What to work on:
Print word for word the first line of the listing below and every line after it, through the line with "import React from 'react';". Leave out the pictures and the rest.

Data lines:
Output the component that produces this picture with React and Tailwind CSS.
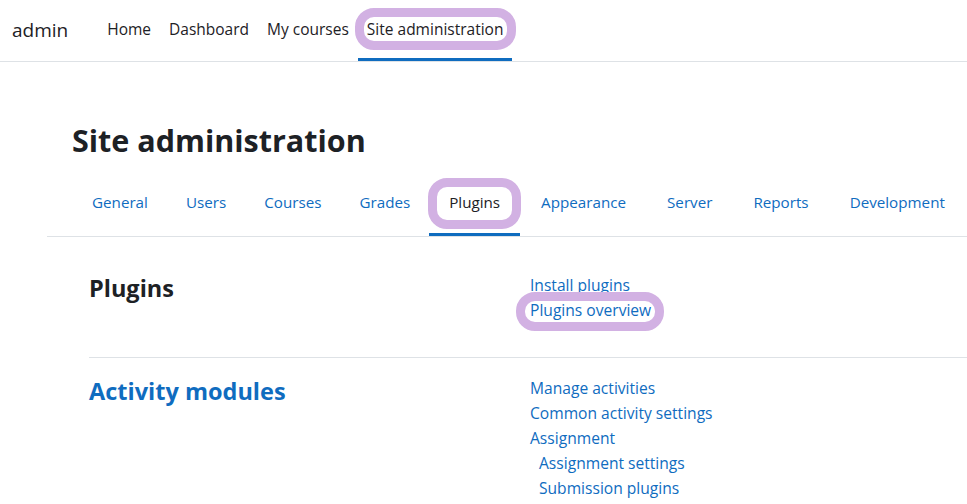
import React from 'react';

const navItems = ['Home', 'Dashboard', 'My courses', 'Site administration'];
const tabs = [
    { label: 'General', pad: 'px-[19px]' },
    { label: 'Users', pad: 'px-[19px]' },
    { label: 'Courses', pad: 'px-[19px]' },
    { label: 'Grades', pad: 'px-[19px]' },
    { label: 'Plugins', pad: 'px-[20px]' },
    { label: 'Appearance', pad: 'px-[21px]' },
    { label: 'Server', pad: 'px-[20px]' },
    { label: 'Reports', pad: 'px-[21px]' },
    { label: 'Development', pad: 'px-[20px]' },
];

const Ring = ({ className }) => (
    <span className={`pointer-events-none absolute rounded-[19px] border-[9px] border-[#d2b1e3] ${className}`} />
);

const App = () => {
    return (
        <div className="w-full min-h-[504px] bg-white text-[#1d2125] overflow-hidden" style={{ fontFamily: '"Open Sans", "Noto Sans", sans-serif' }}>
            {/* top navbar */}
            <div className="h-[62px] flex items-stretch border-b border-[#dee2e6]">
                <div className="flex items-center pl-3 pr-[30px] text-[19px]">admin</div>
                <nav className="flex items-stretch">
                    {navItems.map((item) => {
                        const active = item === 'Site administration';
                        return (
                            <div key={item} className={`relative flex items-center px-[9px] pt-[1px] text-[15.5px] border-b-[3px] ${active ? 'border-[#0f6cbf]' : 'border-transparent'}`}>
                                <span className="relative z-10">{item}</span>
                                {active && <Ring className="-left-[3px] -right-[4px] top-[8px] h-[42px]" />}
                            </div>
                        );
                    })}
                </nav>
            </div>

            {/* page header */}
            <div className="pl-[47px]">
                <h1 className="pl-[25px] pt-[58px] text-[30.5px] font-bold leading-[40px]">Site administration</h1>
                <div className="mt-[20px] flex border-b border-[#dee2e6] pl-[26px]">
                    {tabs.map(({ label, pad }) => {
                        const active = label === 'Plugins';
                        return (
                            <div key={label} className={`relative h-[56px] flex items-center ${pad} pb-[8px] text-[15.2px] border-b-[3px] ${active ? 'border-[#0f6cbf] text-[#1d2125]' : 'border-transparent text-[#0f6cbf]'}`}>
                                <span className="relative z-10">{label}</span>
                                {active && <Ring className="-left-[1px] -right-[1px] -top-[2px] h-[51px]" />}
                            </div>
                        );
                    })}
                </div>
            </div>

            {/* sections */}
            <div className="pl-[89px]">
                <div className="flex pt-[36px] pb-[34px] border-b border-[#dee2e6]">
                    <h2 className="w-[441px] text-[23.5px] font-bold leading-[30px]">Plugins</h2>
                    <div className="flex flex-col text-[15.6px] leading-[25px] text-[#0f6cbf]">
                        <span>Install plugins</span>
                        <span className="relative self-start">
                            <span className="relative z-10">Plugins overview</span>
                            <Ring className="-left-[14px] -right-[13px] -top-[6px] h-[39px]" />
                        </span>
                    </div>
                </div>
                <div className="flex pt-[18px]">
                    <h2 className="w-[441px] text-[23.5px] font-bold leading-[30px] text-[#0f6cbf]">Activity modules</h2>
                    <div className="flex flex-col text-[15.6px] leading-[25px] text-[#0f6cbf]">
                        <span>Manage activities</span>
                        <span>Common activity settings</span>
                        <span>Assignment</span>
                        <span className="pl-[9px]">Assignment settings</span>
                        <span className="pl-[9px]">Submission plugins</span>
                    </div>
                </div>
            </div>
        </div>
    );
};

export default App;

Solution to this exercise:
Output the component that produces this picture with React and Tailwind CSS.
import React from 'react';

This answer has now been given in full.